**Input rows**
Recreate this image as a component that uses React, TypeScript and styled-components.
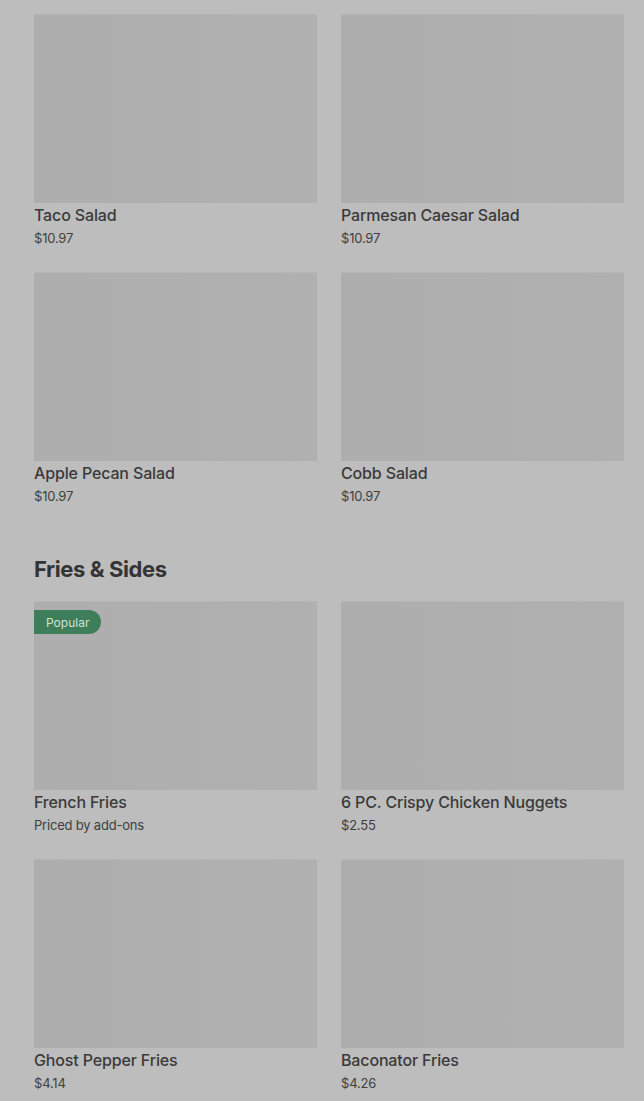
import React from "react";
import styled, { createGlobalStyle } from "styled-components";

const GlobalStyle = createGlobalStyle`
  html, body {
    margin: 0;
    padding: 0;
    background: #bdbdbd;
  }
  body {
    font-family: Inter, Roboto, "Liberation Sans", sans-serif;
    color: #3b3b3b;
  }
`;

const Page = styled.div`
  padding: 14px 20px 20px 34px;
  background: #bdbdbd;
`;

const Section = styled.section`
  & + & {
    margin-top: 50px;
  }
`;

const Heading = styled.h2`
  margin: 0 0 18px;
  font-size: 22px;
  line-height: 28px;
  font-weight: 700;
  letter-spacing: -0.4px;
  color: #343434;
`;

const Grid = styled.div`
  display: grid;
  grid-template-columns: 283px 283px;
  column-gap: 24px;
  row-gap: 25px;
`;

const Card = styled.div`
  display: flex;
  flex-direction: column;
`;

const Thumb = styled.div`
  position: relative;
  height: 188px;
  background: linear-gradient(90deg, #aeaeae 0%, #b0b0b0 100%);
  border-top: 1px solid #b5b5b5;
`;

const Badge = styled.span`
  position: absolute;
  top: 8px;
  left: 0;
  height: 24px;
  padding: 0 12px;
  display: flex;
  align-items: center;
  background: #3e7e5b;
  color: #cfe0d4;
  font-size: 12px;
  border-radius: 0 12px 12px 0;
`;

const Title = styled.div`
  margin-top: 2px;
  font-size: 16px;
  line-height: 20px;
  font-weight: 500;
  letter-spacing: -0.15px;
  color: #3a3a3a;
`;

const Price = styled.div`
  margin-top: 4px;
  font-size: 13px;
  line-height: 18px;
  letter-spacing: -0.2px;
  color: #3f3f3f;
`;

type Item = { name: string; price: string; popular?: boolean };

const salads: Item[] = [
  { name: "Taco Salad", price: "$10.97" },
  { name: "Parmesan Caesar Salad", price: "$10.97" },
  { name: "Apple Pecan Salad", price: "$10.97" },
  { name: "Cobb Salad", price: "$10.97" },
];

const sides: Item[] = [
  { name: "French Fries", price: "Priced by add-ons", popular: true },
  { name: "6 PC. Crispy Chicken Nuggets", price: "$2.55" },
  { name: "Ghost Pepper Fries", price: "$4.14" },
  { name: "Baconator Fries", price: "$4.26" },
];

const ItemCard = ({ item }: { item: Item }) => (
  <Card>
    <Thumb>{item.popular && <Badge>Popular</Badge>}</Thumb>
    <Title>{item.name}</Title>
    <Price>{item.price}</Price>
  </Card>
);

export default function App() {
  return (
    <>
      <GlobalStyle />
      <Page>
        <Section>
          <Grid>
            {salads.map((s) => (
              <ItemCard key={s.name} item={s} />
            ))}
          </Grid>
        </Section>
        <Section>
          <Heading>Fries &amp; Sides</Heading>
          <Grid>
            {sides.map((s) => (
              <ItemCard key={s.name} item={s} />
            ))}
          </Grid>
        </Section>
      </Page>
    </>
  );
}
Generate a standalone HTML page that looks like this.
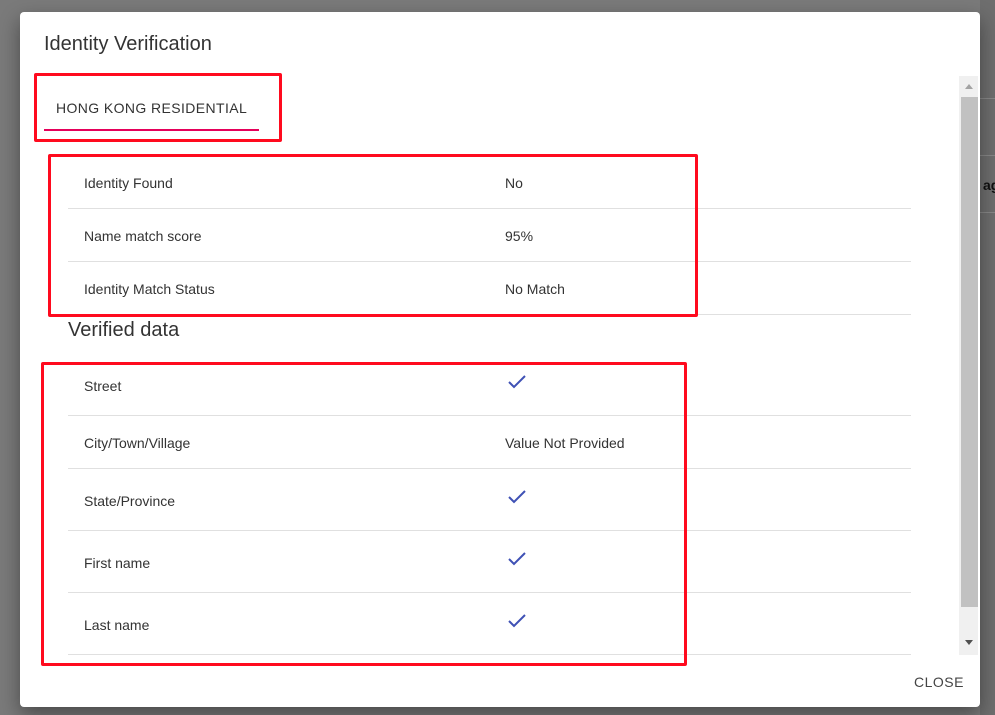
<!DOCTYPE html>
<html><head><style>
body{margin:0;width:995px;height:715px;background:#7a7a7a;position:relative;overflow:hidden;font-family:"Liberation Sans",Arial,sans-serif;}
.a{position:absolute}
.dlg{left:20px;top:12px;width:960px;height:695px;background:#fff;border-radius:4px;box-shadow:0 8px 20px rgba(0,0,0,.4)}
.t{font-size:14px;color:#333;white-space:nowrap}
.line{height:1px;background:#e0e0e0;left:68px;width:843px}
.red{border:3px solid #ff0a1e;border-radius:2px;box-sizing:border-box}
.chk{width:20px;height:14px}
</style></head><body>
<div class="a" style="left:980px;top:0;width:15px;height:715px;background:#6e6e6e"></div>
<div class="a" style="left:980px;top:98px;width:15px;height:1px;background:#888"></div>
<div class="a" style="left:980px;top:155px;width:15px;height:1px;background:#888"></div>
<div class="a" style="left:980px;top:212px;width:15px;height:1px;background:#888"></div>
<div class="a t" style="left:983px;top:177px;color:#111;font-weight:bold">ag</div>
<div class="a dlg"></div>
<div class="a" style="left:44px;top:33px;font-size:20px;color:#333">Identity Verification</div>
<div class="a t" style="left:56px;top:100px;font-size:14px;letter-spacing:.4px;color:#333">HONG KONG RESIDENTIAL</div>
<div class="a" style="left:44px;top:129px;width:215px;height:2px;background:#e5005a"></div>
<div class="a red" style="left:34px;top:73px;width:248px;height:69px"></div>

<div class="a t" style="left:84px;top:175px">Identity Found</div><div class="a t" style="left:505px;top:175px">No</div>
<div class="a line" style="top:208px"></div>
<div class="a t" style="left:84px;top:228px">Name match score</div><div class="a t" style="left:505px;top:228px">95%</div>
<div class="a line" style="top:261px"></div>
<div class="a t" style="left:84px;top:281px">Identity Match Status</div><div class="a t" style="left:505px;top:281px">No Match</div>
<div class="a line" style="top:314px"></div>
<div class="a red" style="left:48px;top:154px;width:650px;height:163px"></div>

<div class="a" style="left:68px;top:319px;font-size:20px;color:#333">Verified data</div>

<div class="a t" style="left:84px;top:378px">Street</div>
<svg class="a chk" style="left:507px;top:375px" viewBox="0 0 20 14"><path d="M2 7l5 5L18 1" stroke="#3f51b5" stroke-width="2" fill="none"/></svg>
<div class="a line" style="top:415px"></div>
<div class="a t" style="left:84px;top:435px">City/Town/Village</div><div class="a t" style="left:505px;top:435px">Value Not Provided</div>
<div class="a line" style="top:468px"></div>
<div class="a t" style="left:84px;top:493px">State/Province</div>
<svg class="a chk" style="left:507px;top:490px" viewBox="0 0 20 14"><path d="M2 7l5 5L18 1" stroke="#3f51b5" stroke-width="2" fill="none"/></svg>
<div class="a line" style="top:530px"></div>
<div class="a t" style="left:84px;top:555px">First name</div>
<svg class="a chk" style="left:507px;top:552px" viewBox="0 0 20 14"><path d="M2 7l5 5L18 1" stroke="#3f51b5" stroke-width="2" fill="none"/></svg>
<div class="a line" style="top:592px"></div>
<div class="a t" style="left:84px;top:617px">Last name</div>
<svg class="a chk" style="left:507px;top:614px" viewBox="0 0 20 14"><path d="M2 7l5 5L18 1" stroke="#3f51b5" stroke-width="2" fill="none"/></svg>
<div class="a line" style="top:654px"></div>
<div class="a red" style="left:41px;top:362px;width:646px;height:304px"></div>

<div class="a" style="left:959px;top:76px;width:19px;height:579px;background:#f0f0f0"></div>
<div class="a" style="left:961px;top:97px;width:17px;height:510px;background:#c1c1c1"></div>
<div class="a" style="left:965px;top:84px;width:0;height:0;border-left:4px solid transparent;border-right:4px solid transparent;border-bottom:5px solid #a3a3a3"></div>
<div class="a" style="left:965px;top:640px;width:0;height:0;border-left:4px solid transparent;border-right:4px solid transparent;border-top:5px solid #505050"></div>

<div class="a t" style="left:914px;top:674px;letter-spacing:.5px;color:#444">CLOSE</div>
</body></html>
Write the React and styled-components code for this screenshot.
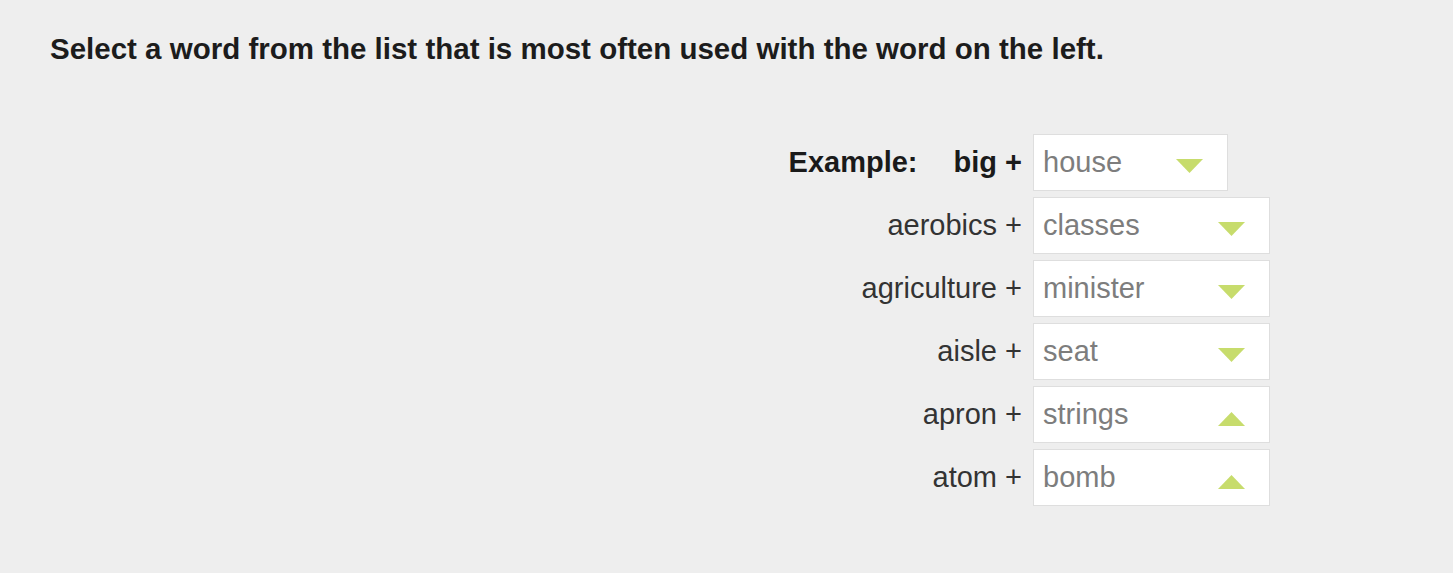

**Short exercise**
Without the pictures, output the full listing exactly as it stands.

**Solution for this exercise**
Recreate this image as a component that uses React, TypeScript and styled-components.
import React from "react";
import styled, { createGlobalStyle } from "styled-components";

const GlobalStyle = createGlobalStyle`
  html, body {
    margin: 0;
    padding: 0;
    background: #bdbdbd;
  }
  body {
    font-family: Inter, Roboto, "Liberation Sans", sans-serif;
    color: #3b3b3b;
  }
`;

const Page = styled.div`
  padding: 14px 20px 20px 34px;
  background: #bdbdbd;
`;

const Section = styled.section`
  & + & {
    margin-top: 50px;
  }
`;

const Heading = styled.h2`
  margin: 0 0 18px;
  font-size: 22px;
  line-height: 28px;
  font-weight: 700;
  letter-spacing: -0.4px;
  color: #343434;
`;

const Grid = styled.div`
  display: grid;
  grid-template-columns: 283px 283px;
  column-gap: 24px;
  row-gap: 25px;
`;

const Card = styled.div`
  display: flex;
  flex-direction: column;
`;

const Thumb = styled.div`
  position: relative;
  height: 188px;
  background: linear-gradient(90deg, #aeaeae 0%, #b0b0b0 100%);
  border-top: 1px solid #b5b5b5;
`;

const Badge = styled.span`
  position: absolute;
  top: 8px;
  left: 0;
  height: 24px;
  padding: 0 12px;
  display: flex;
  align-items: center;
  background: #3e7e5b;
  color: #cfe0d4;
  font-size: 12px;
  border-radius: 0 12px 12px 0;
`;

const Title = styled.div`
  margin-top: 2px;
  font-size: 16px;
  line-height: 20px;
  font-weight: 500;
  letter-spacing: -0.15px;
  color: #3a3a3a;
`;

const Price = styled.div`
  margin-top: 4px;
  font-size: 13px;
  line-height: 18px;
  letter-spacing: -0.2px;
  color: #3f3f3f;
`;

type Item = { name: string; price: string; popular?: boolean };

const salads: Item[] = [
  { name: "Taco Salad", price: "$10.97" },
  { name: "Parmesan Caesar Salad", price: "$10.97" },
  { name: "Apple Pecan Salad", price: "$10.97" },
  { name: "Cobb Salad", price: "$10.97" },
];

const sides: Item[] = [
  { name: "French Fries", price: "Priced by add-ons", popular: true },
  { name: "6 PC. Crispy Chicken Nuggets", price: "$2.55" },
  { name: "Ghost Pepper Fries", price: "$4.14" },
  { name: "Baconator Fries", price: "$4.26" },
];

const ItemCard = ({ item }: { item: Item }) => (
  <Card>
    <Thumb>{item.popular && <Badge>Popular</Badge>}</Thumb>
    <Title>{item.name}</Title>
    <Price>{item.price}</Price>
  </Card>
);

export default function App() {
  return (
    <>
      <GlobalStyle />
      <Page>
        <Section>
          <Grid>
            {salads.map((s) => (
              <ItemCard key={s.name} item={s} />
            ))}
          </Grid>
        </Section>
        <Section>
          <Heading>Fries &amp; Sides</Heading>
          <Grid>
            {sides.map((s) => (
              <ItemCard key={s.name} item={s} />
            ))}
          </Grid>
        </Section>
      </Page>
    </>
  );
}
Generate a standalone HTML page that looks like this.
<!DOCTYPE html>
<html><head><style>
body{margin:0;width:995px;height:715px;background:#7a7a7a;position:relative;overflow:hidden;font-family:"Liberation Sans",Arial,sans-serif;}
.a{position:absolute}
.dlg{left:20px;top:12px;width:960px;height:695px;background:#fff;border-radius:4px;box-shadow:0 8px 20px rgba(0,0,0,.4)}
.t{font-size:14px;color:#333;white-space:nowrap}
.line{height:1px;background:#e0e0e0;left:68px;width:843px}
.red{border:3px solid #ff0a1e;border-radius:2px;box-sizing:border-box}
.chk{width:20px;height:14px}
</style></head><body>
<div class="a" style="left:980px;top:0;width:15px;height:715px;background:#6e6e6e"></div>
<div class="a" style="left:980px;top:98px;width:15px;height:1px;background:#888"></div>
<div class="a" style="left:980px;top:155px;width:15px;height:1px;background:#888"></div>
<div class="a" style="left:980px;top:212px;width:15px;height:1px;background:#888"></div>
<div class="a t" style="left:983px;top:177px;color:#111;font-weight:bold">ag</div>
<div class="a dlg"></div>
<div class="a" style="left:44px;top:33px;font-size:20px;color:#333">Identity Verification</div>
<div class="a t" style="left:56px;top:100px;font-size:14px;letter-spacing:.4px;color:#333">HONG KONG RESIDENTIAL</div>
<div class="a" style="left:44px;top:129px;width:215px;height:2px;background:#e5005a"></div>
<div class="a red" style="left:34px;top:73px;width:248px;height:69px"></div>

<div class="a t" style="left:84px;top:175px">Identity Found</div><div class="a t" style="left:505px;top:175px">No</div>
<div class="a line" style="top:208px"></div>
<div class="a t" style="left:84px;top:228px">Name match score</div><div class="a t" style="left:505px;top:228px">95%</div>
<div class="a line" style="top:261px"></div>
<div class="a t" style="left:84px;top:281px">Identity Match Status</div><div class="a t" style="left:505px;top:281px">No Match</div>
<div class="a line" style="top:314px"></div>
<div class="a red" style="left:48px;top:154px;width:650px;height:163px"></div>

<div class="a" style="left:68px;top:319px;font-size:20px;color:#333">Verified data</div>

<div class="a t" style="left:84px;top:378px">Street</div>
<svg class="a chk" style="left:507px;top:375px" viewBox="0 0 20 14"><path d="M2 7l5 5L18 1" stroke="#3f51b5" stroke-width="2" fill="none"/></svg>
<div class="a line" style="top:415px"></div>
<div class="a t" style="left:84px;top:435px">City/Town/Village</div><div class="a t" style="left:505px;top:435px">Value Not Provided</div>
<div class="a line" style="top:468px"></div>
<div class="a t" style="left:84px;top:493px">State/Province</div>
<svg class="a chk" style="left:507px;top:490px" viewBox="0 0 20 14"><path d="M2 7l5 5L18 1" stroke="#3f51b5" stroke-width="2" fill="none"/></svg>
<div class="a line" style="top:530px"></div>
<div class="a t" style="left:84px;top:555px">First name</div>
<svg class="a chk" style="left:507px;top:552px" viewBox="0 0 20 14"><path d="M2 7l5 5L18 1" stroke="#3f51b5" stroke-width="2" fill="none"/></svg>
<div class="a line" style="top:592px"></div>
<div class="a t" style="left:84px;top:617px">Last name</div>
<svg class="a chk" style="left:507px;top:614px" viewBox="0 0 20 14"><path d="M2 7l5 5L18 1" stroke="#3f51b5" stroke-width="2" fill="none"/></svg>
<div class="a line" style="top:654px"></div>
<div class="a red" style="left:41px;top:362px;width:646px;height:304px"></div>

<div class="a" style="left:959px;top:76px;width:19px;height:579px;background:#f0f0f0"></div>
<div class="a" style="left:961px;top:97px;width:17px;height:510px;background:#c1c1c1"></div>
<div class="a" style="left:965px;top:84px;width:0;height:0;border-left:4px solid transparent;border-right:4px solid transparent;border-bottom:5px solid #a3a3a3"></div>
<div class="a" style="left:965px;top:640px;width:0;height:0;border-left:4px solid transparent;border-right:4px solid transparent;border-top:5px solid #505050"></div>

<div class="a t" style="left:914px;top:674px;letter-spacing:.5px;color:#444">CLOSE</div>
</body></html>
Write the React and styled-components code for this screenshot.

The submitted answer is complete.